I am not sure how they are going to find all the dead. But, oh what a beyond nightmarish job. 

 
 
 
shona1
PhD Quiet
2  shona1    6 years ago

Evening....Yes a nightmare job but slow and steady as you go...Our Black Saturday bushfires, we lost 197 souls..in very similar circumstances to California....Everything was melted, incinerated and obliterated..It was Hell on earth....But with courage and persistence every single person was identified. It went on for weeks and weeks another soul identified another family informed (if there was anyone left) another soul mourned. Yes relatives will demand all sorts of things and why is it taking so long, frustration and anger will boil over...But as with everything it all comes down to "time"...The smallest of finds can unlock the details of the lost souls....But ever so slowly another name will be released and the daunting figures of the lost, grows...You will wonder when will it ever end..But for the survivors and relatives it truly is a living nightmare...We look across the Pacific and we see, what you see. We to, have been there and will again. It is the Nature of the Beast. The blackened and scotched earth..Air heavy with the smell of smoke and ash....But also remember time does pass and life will and does return...A simple green leaf, in a sea of black on a gumtree in the bush here....brought that simplest and strongest of human emotions..."Hope"...

 
 
 
Buzz of the Orient
Professor Expert
3  Buzz of the Orient    6 years ago

It seems to me that it has to take a lot of courage to live in California. Horrible forest fires like this one, earthquakes, smog in L.A......

 
 
 
Kavika
Professor Principal
4  Kavika     6 years ago

It will be a long and painstaking journey to get back to anything ''normal''....But it will happen, the human spirit will shine through in due time. 

 
 
 
PJ
Masters Quiet
5  PJ    6 years ago

I am watching Monday Night football and before the start of the Rams game they held a ceremony to recognize the first responders.  They marked it by lighting a torch. 

Who thought it was a good idea to mark the tragedy of the wildfires by lighting a torch.

Maybe I'm becoming cynical but it almost seems as though American's enjoy a good tragedy so they can put on a good show.    

 
 
 
Kavika
Professor Principal
5.2  Kavika   replied to  PJ @5    6 years ago

They were honoring the first respondents to the mass shooting in Cali a few weeks ago and the torch lighting was for the officer that was killed responding to the shooting.

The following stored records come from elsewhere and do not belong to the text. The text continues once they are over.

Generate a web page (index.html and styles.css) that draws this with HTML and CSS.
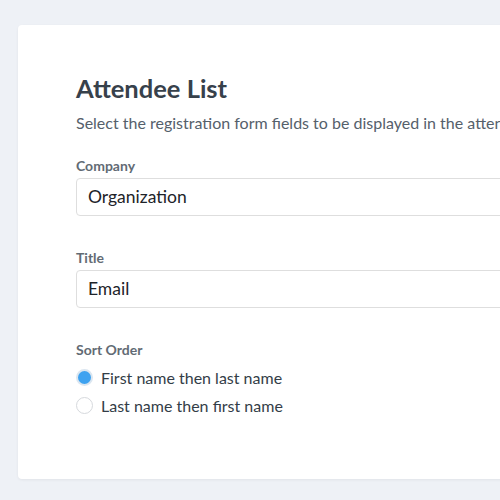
FILE: index.html
```html
<!DOCTYPE html>
<html lang="en">
<head>
    <meta charset="UTF-8">
    <meta name="viewport" content="width=device-width, initial-scale=1.0">
    <title>Attendee List Settings</title>
    <link rel="stylesheet" href="styles.css">
</head>
<body>

<div class="card">
    <h1>Attendee List</h1>
    <p class="subtitle">Select the registration form fields to be displayed in the attendee list.</p>

    <label class="field-label" for="company">Company</label>
    <div class="select-box" id="company">Organization</div>

    <label class="field-label" for="title">Title</label>
    <div class="select-box" id="title">Email</div>

    <div class="field-label sort-label">Sort Order</div>
    <label class="radio-row">
        <input type="radio" name="sort" checked>
        <span class="radio"></span>
        First name then last name
    </label>
    <label class="radio-row">
        <input type="radio" name="sort">
        <span class="radio"></span>
        Last name then first name
    </label>
</div>

</body>
</html>
```

FILE: styles.css
```css
body {
    font-family: Lato, 'Open Sans', Arial, sans-serif;
    background-color: #eef1f6;
    margin: 0;
    padding: 25px 0 0 18px;
    overflow: hidden;
    height: 100vh;
    box-sizing: border-box;
    color: #333d47;
}

.card {
    background-color: #fff;
    border-radius: 4px;
    box-shadow: 0 1px 3px rgba(0, 0, 0, 0.06);
    width: 700px;
    height: 454px;
    box-sizing: border-box;
    padding: 48px 58px;
}

h1 {
    font-size: 25.5px;
    font-weight: 700;
    margin: 0 0 10px;
    line-height: 30px;
    color: #37414b;
}

.subtitle {
    font-size: 16px;
    color: #55606b;
    margin: 0 0 25px;
    line-height: 20px;
    white-space: nowrap;
}

.field-label {
    display: block;
    font-size: 14px;
    font-weight: 700;
    color: #626b74;
    margin-bottom: 4px;
    line-height: 16px;
}

.sort-label {
    margin-bottom: 5px;
}

.select-box {
    border: 1px solid #dedede;
    border-radius: 4px;
    height: 38px;
    box-sizing: border-box;
    padding: 0 11px;
    line-height: 36px;
    font-size: 17.5px;
    color: #1d2329;
    margin-bottom: 34px;
}

.radio-row {
    display: flex;
    align-items: center;
    gap: 8px;
    font-size: 16px;
    color: #333d47;
    height: 28px;
    cursor: pointer;
}

.radio-row input {
    display: none;
}

.radio {
    width: 17px;
    height: 17px;
    border-radius: 50%;
    border: 1px solid #d6d9dd;
    box-sizing: border-box;
    background-color: #fff;
}

.radio-row input:checked + .radio {
    background-color: #3ea2f0;
    border: 2px solid #dbe6f0;
}
```
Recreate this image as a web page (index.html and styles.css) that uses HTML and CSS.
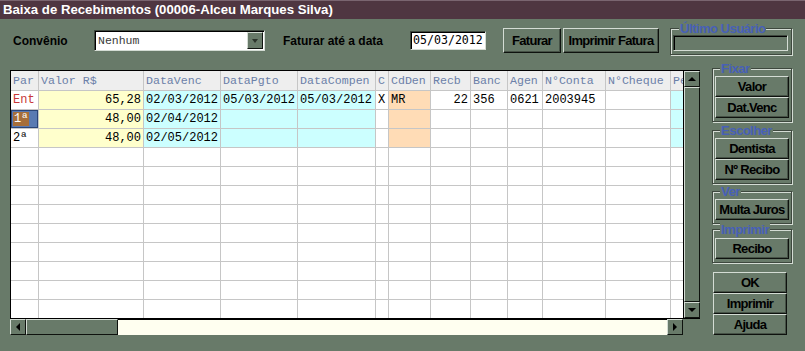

The officers wife and son were part of the dedication as were 3 other officers. 

 
 
 
PJ
Masters Quiet
5.2.1  PJ  replied to  Kavika @5.2    6 years ago

Ah...okay.  I thought it also had something to do with the fires.

My comment still stands on the grief shows.  America has become desensitized to death.  Shooting....hold a dedication, victims of wildfires....hold a dedication, floods/hurricanes.....hold a dedication.

Let's stop singing songs and start putting policies into place to proactively deal with these issues.